Give every line again exactly as it appears, please, but not the pictures.

◇ ◇ ◇ ◇

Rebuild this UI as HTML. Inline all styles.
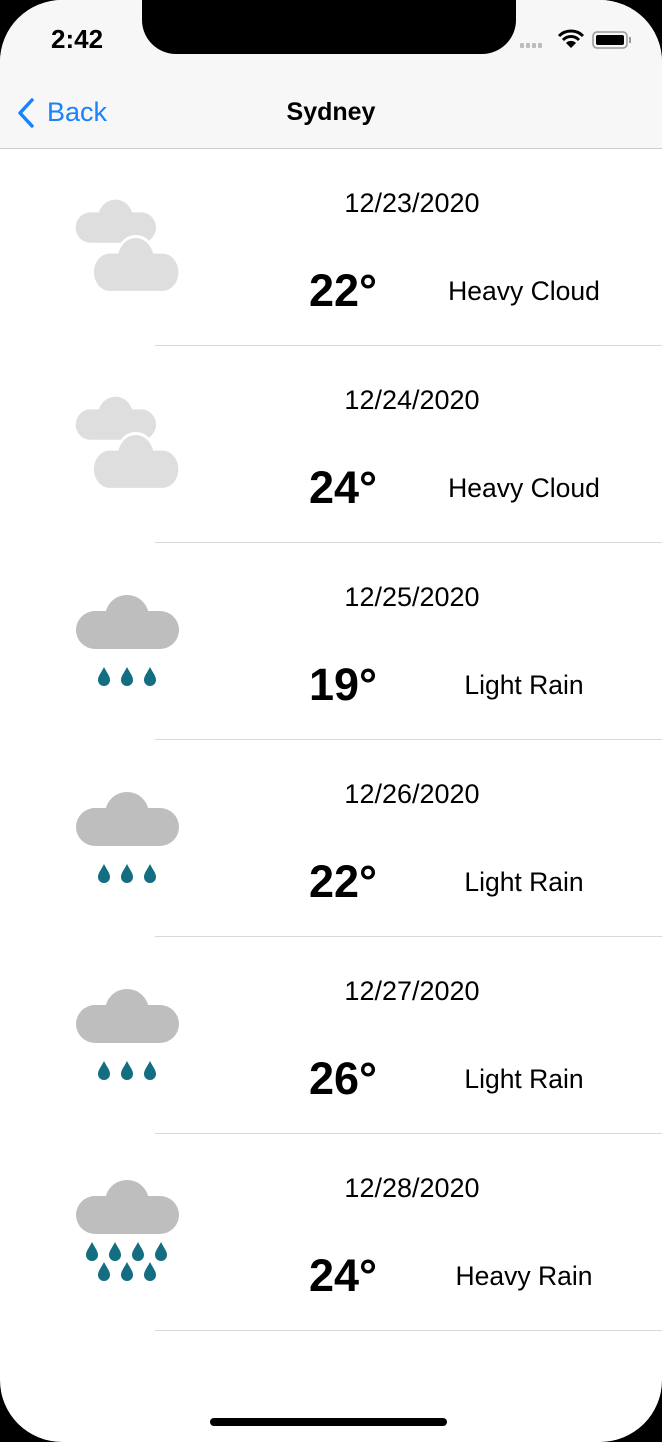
<!DOCTYPE html>
<html><head><meta charset="utf-8"><style>
html,body{margin:0;padding:0;background:#000;}
body{width:662px;height:1442px;position:relative;overflow:hidden;font-family:"Liberation Sans",sans-serif;}
.screen{position:absolute;left:0;top:0;width:662px;height:1442px;background:#fff;border-radius:62px;overflow:hidden;}
.nav{position:absolute;left:0;top:0;width:662px;height:148px;background:#f7f7f7;border-bottom:1px solid #cfcfcf;}
.notch{position:absolute;left:142px;top:-2px;width:374px;height:56px;background:#000;border-radius:0 0 34px 34px;}
.time{position:absolute;left:51px;top:24px;font-size:26px;font-weight:bold;color:#000;}
.title{position:absolute;left:0;width:662px;top:98px;text-align:center;font-size:25px;font-weight:bold;}
.back{position:absolute;left:47px;top:97px;font-size:27px;color:#1a82fb;}
.row{position:absolute;left:0;width:662px;height:197px;}
.sep{position:absolute;left:155px;right:0;bottom:0;height:1px;background:#d8d8d8;}
.date{position:absolute;left:292px;width:240px;text-align:center;top:39px;font-size:27px;}
.temp{position:absolute;left:263px;width:160px;text-align:center;top:116px;font-size:45px;font-weight:bold;}
.desc{position:absolute;left:404px;width:240px;text-align:center;top:127px;font-size:26.5px;}
.icon{position:absolute;left:70px;top:40px;}
.home{position:absolute;left:210px;top:1418px;width:237px;height:8px;border-radius:4px;background:#000;}
</style></head><body>
<svg width="0" height="0" style="position:absolute">
<defs>
<g id="cl"><circle cx="25" cy="32" r="14"/><circle cx="57" cy="24" r="22"/><rect x="6" y="18" width="103" height="38" rx="19"/></g>
<path id="dr" d="M0 -10 C3 -4 6 -1 6 3 A6 6 0 0 1 -6 3 C-6 -1 -3 -4 0 -10Z"/>
</defs></svg>
<div class="screen">
<div class="nav">
<div class="notch"></div>
<div class="time">2:42</div>
<svg style="position:absolute;left:520px;top:40px" width="115" height="12"><g fill="#bdbdbd"><rect x="0" y="3" width="4" height="5" rx="1"/><rect x="6" y="3" width="4" height="5" rx="1"/><rect x="12" y="3" width="4" height="5" rx="1"/><rect x="18" y="3" width="4" height="5" rx="1"/></g></svg>
<svg style="position:absolute;left:557px;top:29px" width="80" height="22"><path d="M2 7 A17 17 0 0 1 26 7" stroke="#000" stroke-width="3" fill="none"/><path d="M6 11 A11 11 0 0 1 22 11" stroke="#000" stroke-width="3" fill="none"/><path d="M14 19 L9 14 A7 7 0 0 1 19 14Z" fill="#000"/><rect x="36" y="3" width="34" height="16" rx="4" fill="none" stroke="#999" stroke-width="1.5"/><rect x="39" y="6" width="28" height="10" rx="2" fill="#000"/><rect x="72" y="8" width="2" height="6" fill="#999"/></svg>
<svg style="position:absolute;left:16px;top:97px" width="20" height="32"><path d="M16 3 L4 16 L16 29" stroke="#1a82fb" stroke-width="3.5" fill="none" stroke-linecap="round" stroke-linejoin="round"/></svg>
<div class="back">Back</div>
<div class="title">Sydney</div>
</div>

<div class="row" style="top:149px"><svg class="icon" width="120" height="110" style="top:48px;left:70px"><use href="#cl" fill="#dedede" transform="translate(1,1) scale(0.78,0.8)"/><use href="#cl" fill="#fff" stroke="#fff" stroke-width="6" transform="translate(19,39) scale(0.82,0.98)"/><use href="#cl" fill="#dedede" transform="translate(19,39) scale(0.82,0.98)"/></svg><div class="date">12/23/2020</div><div class="temp">22°</div><div class="desc">Heavy Cloud</div><div class="sep"></div></div>
<div class="row" style="top:346px"><svg class="icon" width="120" height="110" style="top:48px;left:70px"><use href="#cl" fill="#dedede" transform="translate(1,1) scale(0.78,0.8)"/><use href="#cl" fill="#fff" stroke="#fff" stroke-width="6" transform="translate(19,39) scale(0.82,0.98)"/><use href="#cl" fill="#dedede" transform="translate(19,39) scale(0.82,0.98)"/></svg><div class="date">12/24/2020</div><div class="temp">24°</div><div class="desc">Heavy Cloud</div><div class="sep"></div></div>
<div class="row" style="top:543px"><svg class="icon" width="120" height="100" style="top:50px;left:70px"><use href="#cl" fill="#bebebe"/><g fill="#126e80"><use href="#dr" x="34" y="84"/><use href="#dr" x="57" y="84"/><use href="#dr" x="80" y="84"/></g></svg><div class="date">12/25/2020</div><div class="temp">19°</div><div class="desc">Light Rain</div><div class="sep"></div></div>
<div class="row" style="top:740px"><svg class="icon" width="120" height="100" style="top:50px;left:70px"><use href="#cl" fill="#bebebe"/><g fill="#126e80"><use href="#dr" x="34" y="84"/><use href="#dr" x="57" y="84"/><use href="#dr" x="80" y="84"/></g></svg><div class="date">12/26/2020</div><div class="temp">22°</div><div class="desc">Light Rain</div><div class="sep"></div></div>
<div class="row" style="top:937px"><svg class="icon" width="120" height="100" style="top:50px;left:70px"><use href="#cl" fill="#bebebe"/><g fill="#126e80"><use href="#dr" x="34" y="84"/><use href="#dr" x="57" y="84"/><use href="#dr" x="80" y="84"/></g></svg><div class="date">12/27/2020</div><div class="temp">26°</div><div class="desc">Light Rain</div><div class="sep"></div></div>
<div class="row" style="top:1134px"><svg class="icon" width="120" height="110" style="top:44px;left:70px"><use href="#cl" fill="#bebebe"/><g fill="#126e80"><use href="#dr" x="22" y="74"/><use href="#dr" x="45" y="74"/><use href="#dr" x="68" y="74"/><use href="#dr" x="91" y="74"/><use href="#dr" x="34" y="94"/><use href="#dr" x="57" y="94"/><use href="#dr" x="80" y="94"/></g></svg><div class="date">12/28/2020</div><div class="temp">24°</div><div class="desc">Heavy Rain</div><div class="sep"></div></div>

<div class="home"></div>
</div>
</body></html>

◇ ◇ ◇ ◇

#### [Correct output]
Rebuild this UI as HTML. Inline all styles.
<!DOCTYPE html>
<html><head><meta charset="utf-8"><style>
html,body{margin:0;padding:0;background:#000;}
body{width:662px;height:1442px;position:relative;overflow:hidden;font-family:"Liberation Sans",sans-serif;}
.screen{position:absolute;left:0;top:0;width:662px;height:1442px;background:#fff;border-radius:62px;overflow:hidden;}
.nav{position:absolute;left:0;top:0;width:662px;height:148px;background:#f7f7f7;border-bottom:1px solid #cfcfcf;}
.notch{position:absolute;left:142px;top:-2px;width:374px;height:56px;background:#000;border-radius:0 0 34px 34px;}
.time{position:absolute;left:51px;top:24px;font-size:26px;font-weight:bold;color:#000;}
.title{position:absolute;left:0;width:662px;top:98px;text-align:center;font-size:25px;font-weight:bold;}
.back{position:absolute;left:47px;top:97px;font-size:27px;color:#1a82fb;}
.row{position:absolute;left:0;width:662px;height:197px;}
.sep{position:absolute;left:155px;right:0;bottom:0;height:1px;background:#d8d8d8;}
.date{position:absolute;left:292px;width:240px;text-align:center;top:39px;font-size:27px;}
.temp{position:absolute;left:263px;width:160px;text-align:center;top:116px;font-size:45px;font-weight:bold;}
.desc{position:absolute;left:404px;width:240px;text-align:center;top:127px;font-size:26.5px;}
.icon{position:absolute;left:70px;top:40px;}
.home{position:absolute;left:210px;top:1418px;width:237px;height:8px;border-radius:4px;background:#000;}
</style></head><body>
<svg width="0" height="0" style="position:absolute">
<defs>
<g id="cl"><circle cx="25" cy="32" r="14"/><circle cx="57" cy="24" r="22"/><rect x="6" y="18" width="103" height="38" rx="19"/></g>
<path id="dr" d="M0 -10 C3 -4 6 -1 6 3 A6 6 0 0 1 -6 3 C-6 -1 -3 -4 0 -10Z"/>
</defs></svg>
<div class="screen">
<div class="nav">
<div class="notch"></div>
<div class="time">2:42</div>
<svg style="position:absolute;left:520px;top:40px" width="115" height="12"><g fill="#bdbdbd"><rect x="0" y="3" width="4" height="5" rx="1"/><rect x="6" y="3" width="4" height="5" rx="1"/><rect x="12" y="3" width="4" height="5" rx="1"/><rect x="18" y="3" width="4" height="5" rx="1"/></g></svg>
<svg style="position:absolute;left:557px;top:29px" width="80" height="22"><path d="M2 7 A17 17 0 0 1 26 7" stroke="#000" stroke-width="3" fill="none"/><path d="M6 11 A11 11 0 0 1 22 11" stroke="#000" stroke-width="3" fill="none"/><path d="M14 19 L9 14 A7 7 0 0 1 19 14Z" fill="#000"/><rect x="36" y="3" width="34" height="16" rx="4" fill="none" stroke="#999" stroke-width="1.5"/><rect x="39" y="6" width="28" height="10" rx="2" fill="#000"/><rect x="72" y="8" width="2" height="6" fill="#999"/></svg>
<svg style="position:absolute;left:16px;top:97px" width="20" height="32"><path d="M16 3 L4 16 L16 29" stroke="#1a82fb" stroke-width="3.5" fill="none" stroke-linecap="round" stroke-linejoin="round"/></svg>
<div class="back">Back</div>
<div class="title">Sydney</div>
</div>

<div class="row" style="top:149px"><svg class="icon" width="120" height="110" style="top:48px;left:70px"><use href="#cl" fill="#dedede" transform="translate(1,1) scale(0.78,0.8)"/><use href="#cl" fill="#fff" stroke="#fff" stroke-width="6" transform="translate(19,39) scale(0.82,0.98)"/><use href="#cl" fill="#dedede" transform="translate(19,39) scale(0.82,0.98)"/></svg><div class="date">12/23/2020</div><div class="temp">22°</div><div class="desc">Heavy Cloud</div><div class="sep"></div></div>
<div class="row" style="top:346px"><svg class="icon" width="120" height="110" style="top:48px;left:70px"><use href="#cl" fill="#dedede" transform="translate(1,1) scale(0.78,0.8)"/><use href="#cl" fill="#fff" stroke="#fff" stroke-width="6" transform="translate(19,39) scale(0.82,0.98)"/><use href="#cl" fill="#dedede" transform="translate(19,39) scale(0.82,0.98)"/></svg><div class="date">12/24/2020</div><div class="temp">24°</div><div class="desc">Heavy Cloud</div><div class="sep"></div></div>
<div class="row" style="top:543px"><svg class="icon" width="120" height="100" style="top:50px;left:70px"><use href="#cl" fill="#bebebe"/><g fill="#126e80"><use href="#dr" x="34" y="84"/><use href="#dr" x="57" y="84"/><use href="#dr" x="80" y="84"/></g></svg><div class="date">12/25/2020</div><div class="temp">19°</div><div class="desc">Light Rain</div><div class="sep"></div></div>
<div class="row" style="top:740px"><svg class="icon" width="120" height="100" style="top:50px;left:70px"><use href="#cl" fill="#bebebe"/><g fill="#126e80"><use href="#dr" x="34" y="84"/><use href="#dr" x="57" y="84"/><use href="#dr" x="80" y="84"/></g></svg><div class="date">12/26/2020</div><div class="temp">22°</div><div class="desc">Light Rain</div><div class="sep"></div></div>
<div class="row" style="top:937px"><svg class="icon" width="120" height="100" style="top:50px;left:70px"><use href="#cl" fill="#bebebe"/><g fill="#126e80"><use href="#dr" x="34" y="84"/><use href="#dr" x="57" y="84"/><use href="#dr" x="80" y="84"/></g></svg><div class="date">12/27/2020</div><div class="temp">26°</div><div class="desc">Light Rain</div><div class="sep"></div></div>
<div class="row" style="top:1134px"><svg class="icon" width="120" height="110" style="top:44px;left:70px"><use href="#cl" fill="#bebebe"/><g fill="#126e80"><use href="#dr" x="22" y="74"/><use href="#dr" x="45" y="74"/><use href="#dr" x="68" y="74"/><use href="#dr" x="91" y="74"/><use href="#dr" x="34" y="94"/><use href="#dr" x="57" y="94"/><use href="#dr" x="80" y="94"/></g></svg><div class="date">12/28/2020</div><div class="temp">24°</div><div class="desc">Heavy Rain</div><div class="sep"></div></div>

<div class="home"></div>
</div>
</body></html>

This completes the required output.